Improving classroom practice is a top priority for most school leaders, but how? Sophie Scott set out to look at a new trend for getting help from friends
One of the dozen or so working groups set up by education secretary Nicky Morgan focuses on teachers’ professional development. The group has yet to report back and will set out a standard for continued professional development (CPD).
Its independent members have backgrounds in school leadership, academia, and frontline working. The chair is David Weston, the chief executive of the Teacher Development Trust, which currently offers member schools in its network an opportunity to audit their CPD offering.
Schools Week visited one school as it was being audited to find out more about the process, and what others could learn from it.
Roding Valley High School, in Loughton, Essex, is in the middle of its second audit from the Teacher Development Trust (TDT) Network, a peer evaluation of the way the school uses, embeds and prioritises its CPD. Last time around it achieved bronze; schools are awarded gold, silver, bronze or pre-bronze – with gold being the highest.
The TDT recognises that ambitious school leaders will want to focus on the CPD of their staff, and challenge what they have on offer. But development costs money. This is not something a school with a limited budget or crumbling buildings should prioritise, as Mr Weston points out.
“That’s not to say it’s not important. I think many schools think about CPD as an add-on and it is a real missed opportunity and it can fix bad practice and culture within the school.”
He said the TDT, and the best schools, work from a bottom-up approach – the teachers should be setting the CPD agenda with the pupils in mind and the senior leaders listening to what the staff want, rather than the senior leadership team (SLT) deciding what needs to be done.
There are currently 120 member schools, from across the country, and 84 of those have so far had audits. What can be noticed from the results (above) is that very few have achieved gold – suggesting there is a lot more that schools can be doing to improve CPD.

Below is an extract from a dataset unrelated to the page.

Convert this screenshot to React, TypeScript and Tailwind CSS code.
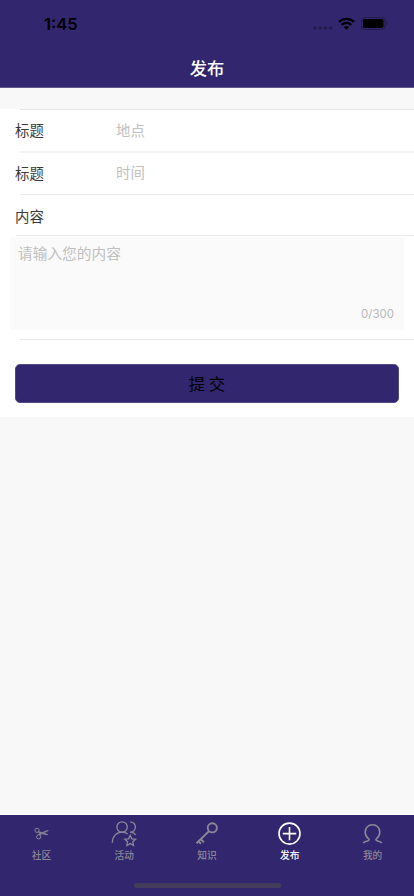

Judith Hodges, teacher development co-ordinator, leads the school’s teacher development and has had responsibility since September 2014.
She said one of the most useful aspects of the scheme is the chance to visit other schools. A former colleague visited another member school to see an already-established “outstanding” sixth form before Roding opened its sixth form.
But this is a key point when it comes to CPD; having the time to do such things is a bonus, but more teachers need it to be able to embed practice and learn more.
Ms Hodges said the school has been able to send staff to a number of different schools and events to help with CPD and said it was not just formal learning that was important, but the informal discussions that took place.
She added: “The process is really positive. Having the survey means you can get a wide range of views from staff anonymously; people can be really honest and that’s then measured against the views of SLT in terms of where we are at is really useful.”
Those involved push aside any suggestion that the visits are like a “mini-Ofsted”, emphasising the collaborative and grassroots side of the process.
One of the main barriers to effective CPD is a lack of time and prioritising by senior leaders. As more schools become involved in the network, says Mr Weston, CPD’s importance needs to be recognised. The trust says there is no clear way of evaluating the impact of good CPD on learning outcomes – schools themselves must find a way to do that.
Roding Valley has since been re-awarded bronze status for its CPD, with a significant number of improvements since its previous award.
HOW DOES AN AUDIT WORK?
The audit consists of three elements: a self-evaluation form completed by the leadership team; a whole staff survey, completed online, to get frontline opinion; and an assessment from another member organisation.
A full report is given to the school, giving detailed feedback, and a “medal” rating (gold, silver, bronze or pre-bronze). Strengths are publicised on the members’ area of the website so other schools can see good practice.
The insider perspective:
Phil Stock, from Greenshaw High School in Sutton, was taking part as an auditor at Roding Valley High School for the first time.
Mr Stock, the school’s assistant headteacher with responsibility for professional development and teaching and learning and English teacher, will work with the Teacher Development Trust to compile a final report for the school.
Over the day, Mr Stock (pictured right) and the TDT speak to an NQT, the headteacher, the CPD lead, a middle leader, an experienced classroom teacher, support staff, a teaching assistant and a governor to assess how the school is doing on CPD.
Mr Stock has been on the receiving end of a visit, so can empathise with the process, but also on the day-to-day challenges schools face. He said: “Being a colleague allows me to give feedback from a similar position, and I understand some of the challenges as many are exactly the same that we face.
“That is something that I think everyone in the profession can really relate to at the moment with how things are going. It’s good that staff can have a mechanism to talk about how they really feel about the school’s attitude to CPD.
“One of the challenges of this role is also talking to schools where they might not have done as well as they think they have. It will be difficult. But that’s not it. That means you can have a productive conversation and you can work together to prioritise and take action.
“Schools can continually improve. It’s not like you are outstanding and that’s it. There is always room to grow and develop.”
He said the rubric used to evaluate schools was rigorous, but allowed them a chance to “zoom in” on CPD.